* What to work on
Write every line out verbatim and omit the pictures.
____________
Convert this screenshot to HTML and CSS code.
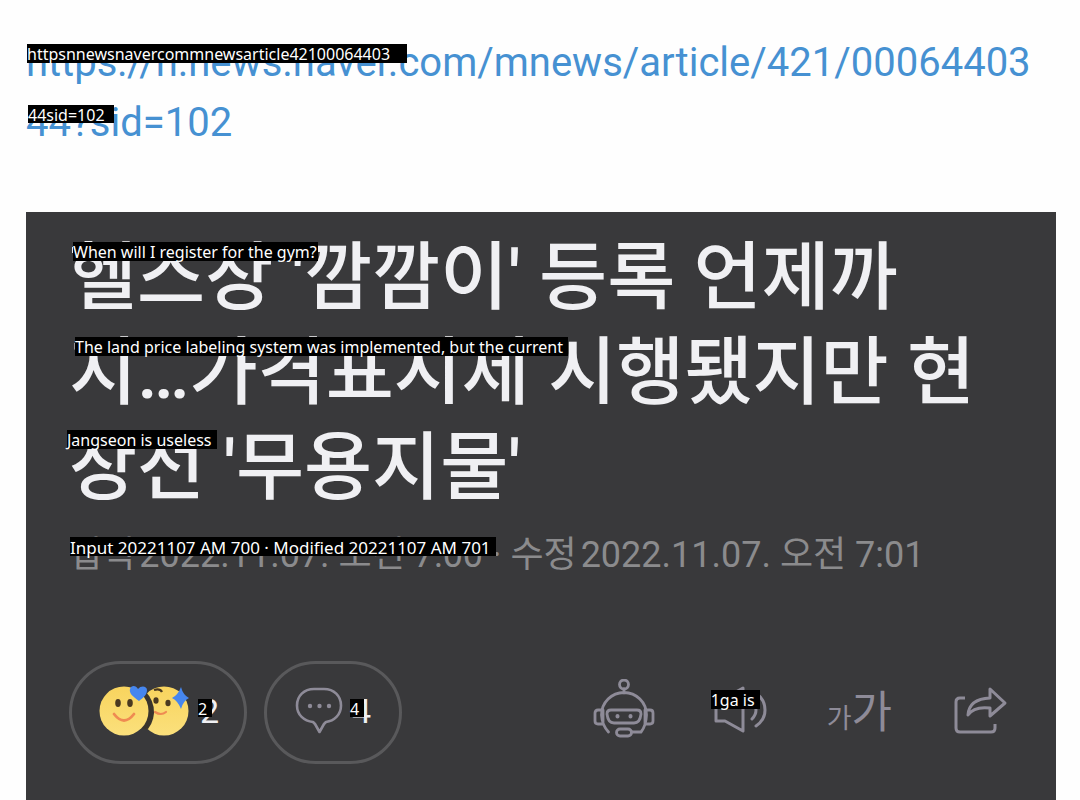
FILE: index.html
```html
<!DOCTYPE html>
<html lang="ko">
<head>
<meta charset="utf-8">
<title>헬스장 '깜깜이' 등록 언제까지</title>
<link rel="stylesheet" href="styles.css">
</head>
<body>
<p class="source">
  <a href="https://n.news.naver.com/mnews/article/421/0006440344?sid=102"><span class="line">https://n.news.naver.com/mnews/article/421/00064403<span class="tag tag-url">httpsnnewsnavercommnewsarticle42100064403</span></span><span class="line">44?sid=102<span class="tag tag-sid">44sid=102</span></span></a>
</p>
<main class="card">
  <h1 class="title">
    <span class="line">헬스장 '깜깜이' 등록 언제까<span class="tag tag-t1">When will I register for the gym?</span></span>
    <span class="line">지…가격표시제 시행됐지만 현<span class="tag tag-t2">The land price labeling system was implemented, but the current</span></span>
    <span class="line">장선 '무용지물'<span class="tag tag-t3">Jangseon is useless</span></span>
  </h1>
  <p class="meta line"><span class="label">입력</span>2022.11.07. 오전 7:00 · <span class="label">수정</span>2022.11.07. 오전 7:01<span class="tag tag-meta">Input 20221107 AM 700 · Modified 20221107 AM 701</span></p>
  <div class="actions">
    <button class="pill" type="button">
      <svg viewBox="0 0 92 52" width="92" height="52" aria-hidden="true">
        <defs><linearGradient id="skin" x1="0" y1="0" x2="0" y2="1"><stop offset="0" stop-color="#f8d45e"/><stop offset="1" stop-color="#fbe07c"/></linearGradient></defs>
        <circle cx="65" cy="26" r="24.5" fill="url(#skin)"/>
        <path d="M55 5q6-2 8 2" fill="none" stroke="#4a3920" stroke-width="2.2"/>
        <ellipse cx="57" cy="15.5" rx="2.6" ry="3.3" fill="#4a3920"/>
        <ellipse cx="69" cy="18" rx="2.6" ry="3.3" fill="#4a3920"/>
        <path d="M56 27q6 4 11 0" fill="none" stroke="#ef8b52" stroke-width="2.2" stroke-linecap="round"/>
        <path d="M82 2q2 8 8 11-6 3-8 11-3-8-9-11 6-3 9-11z" fill="#4686ee"/>
        <path d="M42 3a28 28 0 0 1 7 41L40 43z" fill="#39342c"/>
        <circle cx="25" cy="26" r="24.5" fill="url(#skin)"/>
        <ellipse cx="19" cy="18" rx="2.8" ry="4" fill="#4a3920"/>
        <ellipse cx="31" cy="18" rx="2.8" ry="4" fill="#4a3920"/>
        <path d="M15 29q10 13 20 0" fill="none" stroke="#ef8b52" stroke-width="2.8" stroke-linecap="round"/>
        <path d="M40 16c-7-5-10-8-9-12 1-4 6-4 8 0 3-4 9-3 9 1 0 5-4 8-8 11z" fill="#4686ee"/>
      </svg>
      <span class="count line">2<span class="tag tag-count">2</span></span>
    </button>
    <button class="pill pill-comment" type="button">
      <svg viewBox="0 0 48 48" width="48" height="48" fill="none" stroke="#8e8b98" stroke-width="2.6" stroke-linejoin="round" aria-hidden="true">
        <path d="M19 2h10c10 0 17 7 17 16.500S39 34 31 35l-2 2-4.500 8L20 37l-2-2C9 34 2 28 2 18.500S9 2 19 2z"/>
        <g fill="#8e8b98" stroke="none"><circle cx="15" cy="19" r="2.2"/><circle cx="24.5" cy="19" r="2.2"/><circle cx="34" cy="19" r="2.2"/></g>
      </svg>
      <span class="count line">4<span class="tag tag-count">4</span></span>
    </button>
    <div class="tools">
      <button class="tool" type="button" aria-label="AI">
        <svg viewBox="0 0 62 60" width="62" height="60" fill="none" stroke="#8e8b98" stroke-width="2.8" stroke-linecap="round" stroke-linejoin="round" aria-hidden="true">
          <circle cx="31" cy="5.5" r="4.5"/><path d="M31 10v4M15.500 53Q9 46 8.500 36a22.500 22.500 0 0 1 45 0Q53 47 48 53h-9M8 31H5q-3 0-3 3v8q0 3 3 3h5V31M54 31h3q3 0 3 3v8q0 3-3 3h-5V31"/>
          <path d="M18 31h26q4 0 4 4-1 9-7 9H21q-6 0-7-9 0-4 4-4z"/><rect x="23.5" y="50" width="15" height="7" rx="3.5"/>
          <path d="M24.500 37v.5M37.500 37v.5" stroke-width="4"/>
        </svg>
      </button>
      <button class="tool line" type="button">
        <svg viewBox="0 0 60 48" width="60" height="48" fill="none" stroke="#8e8b98" stroke-width="3" stroke-linecap="round" stroke-linejoin="round" aria-hidden="true">
          <path d="M5 13v23h9l18 10V3L14 13zM41 17q4 3 4 8t-4 9M46 9q8 6 8 16t-9 16"/>
        </svg>
        <span class="tag tag-tool">1ga is</span>
      </button>
      <button class="tool sizes" type="button"><span class="small">가</span><span class="large">가</span></button>
      <button class="tool" type="button" aria-label="공유">
        <svg viewBox="0 0 56 50" width="56" height="50" fill="none" stroke="#8e8b98" stroke-width="3" stroke-linejoin="round" aria-hidden="true">
          <path d="M13 14H8q-4 0-4 4v26q0 4 4 4h31q4 0 4-4v-4"/>
          <path d="M38 5l15 14-15 13v-8q-16-2-22 7 1-16 22-17z"/>
        </svg>
      </button>
    </div>
  </div>
</main>
</body>
</html>
```
FILE: styles.css
```css
* { box-sizing: border-box; }
body {
  margin: 0;
  min-height: 100vh;
  display: flex;
  flex-direction: column;
  background: #fefefe;
  font-family: Roboto, "Noto Sans CJK KR", sans-serif;
}
.source {
  margin: 0;
  padding: 33px 24px 59px 26px;
  font-size: 40px;
  line-height: 60px;
}
.source a { color: #4691d2; text-decoration: none; }
.line { display: block; position: relative; white-space: nowrap; }
.card {
  flex: 1;
  margin: 0 24px 0 26px;
  padding: 18px 48px 36px 43px;
  background: #39393b;
}
.title {
  margin: 0;
  color: #f0f0f3;
  font-size: 74px;
  font-weight: 500;
  line-height: 95px;
}
.meta {
  margin: 14px 0 80px;
  color: #8b8b8d;
  font-size: 36px;
  line-height: 52px;
}
.label { margin-right: 4px; }
.actions { display: flex; align-items: center; gap: 17px; }
button { font-family: inherit; color: inherit; cursor: pointer; }
.pill {
  display: flex;
  align-items: center;
  gap: 9px;
  height: 103px;
  padding: 0 25px 4px 27px;
  border: 3px solid #59595b;
  border-radius: 52px;
  background: none;
}
.pill-comment { padding: 0 28px 4px; }
.count { color: #f0f0f3; font-size: 34px; line-height: 40px; }
.tools {
  flex: 1;
  display: flex;
  justify-content: flex-end;
  align-items: center;
  gap: 56px;
  padding-bottom: 8px;
}
.tool {
  display: flex;
  align-items: center;
  justify-content: center;
  padding: 0;
  border: 0;
  background: none;
  color: #8e8b98;
}
.sizes { align-items: baseline; padding-top: 14px; margin-right: 4px; }
.small { font-size: 27px; line-height: 48px; }
.large { font-size: 44px; line-height: 48px; }
.tag {
  position: absolute;
  padding: 2px 5px 0 0;
  background: #000;
  color: #fff;
  font: 400 16px/17px "Noto Sans", sans-serif;
}
.tag-url { left: 1px; top: 11px; padding-right: 17px; }
.tag-sid { left: 2px; top: 12px; line-height: 16px; padding-right: 9px; }
.tag-t1 { left: 4px; top: 12px; padding-right: 1px; }
.tag-t2 { left: 6px; top: 12px; }
.tag-t3 { left: -2px; top: 10px; }
.tag-meta { left: 1px; top: 8px; font-size: 17px; }
.tag-count { left: -2px; top: 8px; line-height: 16px; }
.tag-tool { left: 0; top: 5px; }
```
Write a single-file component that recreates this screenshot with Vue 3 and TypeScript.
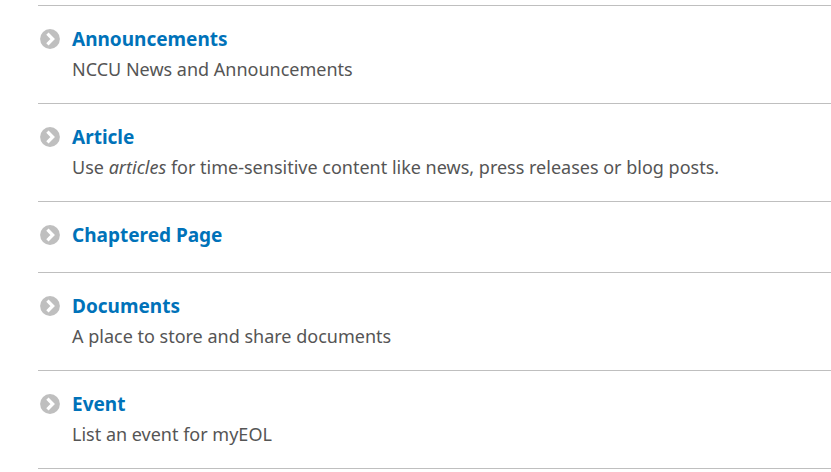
____________
* Right answer
Convert this screenshot to HTML and CSS code.
FILE: index.html
```html
<!DOCTYPE html>
<html lang="ko">
<head>
<meta charset="utf-8">
<title>헬스장 '깜깜이' 등록 언제까지</title>
<link rel="stylesheet" href="styles.css">
</head>
<body>
<p class="source">
  <a href="https://n.news.naver.com/mnews/article/421/0006440344?sid=102"><span class="line">https://n.news.naver.com/mnews/article/421/00064403<span class="tag tag-url">httpsnnewsnavercommnewsarticle42100064403</span></span><span class="line">44?sid=102<span class="tag tag-sid">44sid=102</span></span></a>
</p>
<main class="card">
  <h1 class="title">
    <span class="line">헬스장 '깜깜이' 등록 언제까<span class="tag tag-t1">When will I register for the gym?</span></span>
    <span class="line">지…가격표시제 시행됐지만 현<span class="tag tag-t2">The land price labeling system was implemented, but the current</span></span>
    <span class="line">장선 '무용지물'<span class="tag tag-t3">Jangseon is useless</span></span>
  </h1>
  <p class="meta line"><span class="label">입력</span>2022.11.07. 오전 7:00 · <span class="label">수정</span>2022.11.07. 오전 7:01<span class="tag tag-meta">Input 20221107 AM 700 · Modified 20221107 AM 701</span></p>
  <div class="actions">
    <button class="pill" type="button">
      <svg viewBox="0 0 92 52" width="92" height="52" aria-hidden="true">
        <defs><linearGradient id="skin" x1="0" y1="0" x2="0" y2="1"><stop offset="0" stop-color="#f8d45e"/><stop offset="1" stop-color="#fbe07c"/></linearGradient></defs>
        <circle cx="65" cy="26" r="24.5" fill="url(#skin)"/>
        <path d="M55 5q6-2 8 2" fill="none" stroke="#4a3920" stroke-width="2.2"/>
        <ellipse cx="57" cy="15.5" rx="2.6" ry="3.3" fill="#4a3920"/>
        <ellipse cx="69" cy="18" rx="2.6" ry="3.3" fill="#4a3920"/>
        <path d="M56 27q6 4 11 0" fill="none" stroke="#ef8b52" stroke-width="2.2" stroke-linecap="round"/>
        <path d="M82 2q2 8 8 11-6 3-8 11-3-8-9-11 6-3 9-11z" fill="#4686ee"/>
        <path d="M42 3a28 28 0 0 1 7 41L40 43z" fill="#39342c"/>
        <circle cx="25" cy="26" r="24.5" fill="url(#skin)"/>
        <ellipse cx="19" cy="18" rx="2.8" ry="4" fill="#4a3920"/>
        <ellipse cx="31" cy="18" rx="2.8" ry="4" fill="#4a3920"/>
        <path d="M15 29q10 13 20 0" fill="none" stroke="#ef8b52" stroke-width="2.8" stroke-linecap="round"/>
        <path d="M40 16c-7-5-10-8-9-12 1-4 6-4 8 0 3-4 9-3 9 1 0 5-4 8-8 11z" fill="#4686ee"/>
      </svg>
      <span class="count line">2<span class="tag tag-count">2</span></span>
    </button>
    <button class="pill pill-comment" type="button">
      <svg viewBox="0 0 48 48" width="48" height="48" fill="none" stroke="#8e8b98" stroke-width="2.6" stroke-linejoin="round" aria-hidden="true">
        <path d="M19 2h10c10 0 17 7 17 16.500S39 34 31 35l-2 2-4.500 8L20 37l-2-2C9 34 2 28 2 18.500S9 2 19 2z"/>
        <g fill="#8e8b98" stroke="none"><circle cx="15" cy="19" r="2.2"/><circle cx="24.5" cy="19" r="2.2"/><circle cx="34" cy="19" r="2.2"/></g>
      </svg>
      <span class="count line">4<span class="tag tag-count">4</span></span>
    </button>
    <div class="tools">
      <button class="tool" type="button" aria-label="AI">
        <svg viewBox="0 0 62 60" width="62" height="60" fill="none" stroke="#8e8b98" stroke-width="2.8" stroke-linecap="round" stroke-linejoin="round" aria-hidden="true">
          <circle cx="31" cy="5.5" r="4.5"/><path d="M31 10v4M15.500 53Q9 46 8.500 36a22.500 22.500 0 0 1 45 0Q53 47 48 53h-9M8 31H5q-3 0-3 3v8q0 3 3 3h5V31M54 31h3q3 0 3 3v8q0 3-3 3h-5V31"/>
          <path d="M18 31h26q4 0 4 4-1 9-7 9H21q-6 0-7-9 0-4 4-4z"/><rect x="23.5" y="50" width="15" height="7" rx="3.5"/>
          <path d="M24.500 37v.5M37.500 37v.5" stroke-width="4"/>
        </svg>
      </button>
      <button class="tool line" type="button">
        <svg viewBox="0 0 60 48" width="60" height="48" fill="none" stroke="#8e8b98" stroke-width="3" stroke-linecap="round" stroke-linejoin="round" aria-hidden="true">
          <path d="M5 13v23h9l18 10V3L14 13zM41 17q4 3 4 8t-4 9M46 9q8 6 8 16t-9 16"/>
        </svg>
        <span class="tag tag-tool">1ga is</span>
      </button>
      <button class="tool sizes" type="button"><span class="small">가</span><span class="large">가</span></button>
      <button class="tool" type="button" aria-label="공유">
        <svg viewBox="0 0 56 50" width="56" height="50" fill="none" stroke="#8e8b98" stroke-width="3" stroke-linejoin="round" aria-hidden="true">
          <path d="M13 14H8q-4 0-4 4v26q0 4 4 4h31q4 0 4-4v-4"/>
          <path d="M38 5l15 14-15 13v-8q-16-2-22 7 1-16 22-17z"/>
        </svg>
      </button>
    </div>
  </div>
</main>
</body>
</html>
```
FILE: styles.css
```css
* { box-sizing: border-box; }
body {
  margin: 0;
  min-height: 100vh;
  display: flex;
  flex-direction: column;
  background: #fefefe;
  font-family: Roboto, "Noto Sans CJK KR", sans-serif;
}
.source {
  margin: 0;
  padding: 33px 24px 59px 26px;
  font-size: 40px;
  line-height: 60px;
}
.source a { color: #4691d2; text-decoration: none; }
.line { display: block; position: relative; white-space: nowrap; }
.card {
  flex: 1;
  margin: 0 24px 0 26px;
  padding: 18px 48px 36px 43px;
  background: #39393b;
}
.title {
  margin: 0;
  color: #f0f0f3;
  font-size: 74px;
  font-weight: 500;
  line-height: 95px;
}
.meta {
  margin: 14px 0 80px;
  color: #8b8b8d;
  font-size: 36px;
  line-height: 52px;
}
.label { margin-right: 4px; }
.actions { display: flex; align-items: center; gap: 17px; }
button { font-family: inherit; color: inherit; cursor: pointer; }
.pill {
  display: flex;
  align-items: center;
  gap: 9px;
  height: 103px;
  padding: 0 25px 4px 27px;
  border: 3px solid #59595b;
  border-radius: 52px;
  background: none;
}
.pill-comment { padding: 0 28px 4px; }
.count { color: #f0f0f3; font-size: 34px; line-height: 40px; }
.tools {
  flex: 1;
  display: flex;
  justify-content: flex-end;
  align-items: center;
  gap: 56px;
  padding-bottom: 8px;
}
.tool {
  display: flex;
  align-items: center;
  justify-content: center;
  padding: 0;
  border: 0;
  background: none;
  color: #8e8b98;
}
.sizes { align-items: baseline; padding-top: 14px; margin-right: 4px; }
.small { font-size: 27px; line-height: 48px; }
.large { font-size: 44px; line-height: 48px; }
.tag {
  position: absolute;
  padding: 2px 5px 0 0;
  background: #000;
  color: #fff;
  font: 400 16px/17px "Noto Sans", sans-serif;
}
.tag-url { left: 1px; top: 11px; padding-right: 17px; }
.tag-sid { left: 2px; top: 12px; line-height: 16px; padding-right: 9px; }
.tag-t1 { left: 4px; top: 12px; padding-right: 1px; }
.tag-t2 { left: 6px; top: 12px; }
.tag-t3 { left: -2px; top: 10px; }
.tag-meta { left: 1px; top: 8px; font-size: 17px; }
.tag-count { left: -2px; top: 8px; line-height: 16px; }
.tag-tool { left: 0; top: 5px; }
```
Write a single-file component that recreates this screenshot with Vue 3 and TypeScript.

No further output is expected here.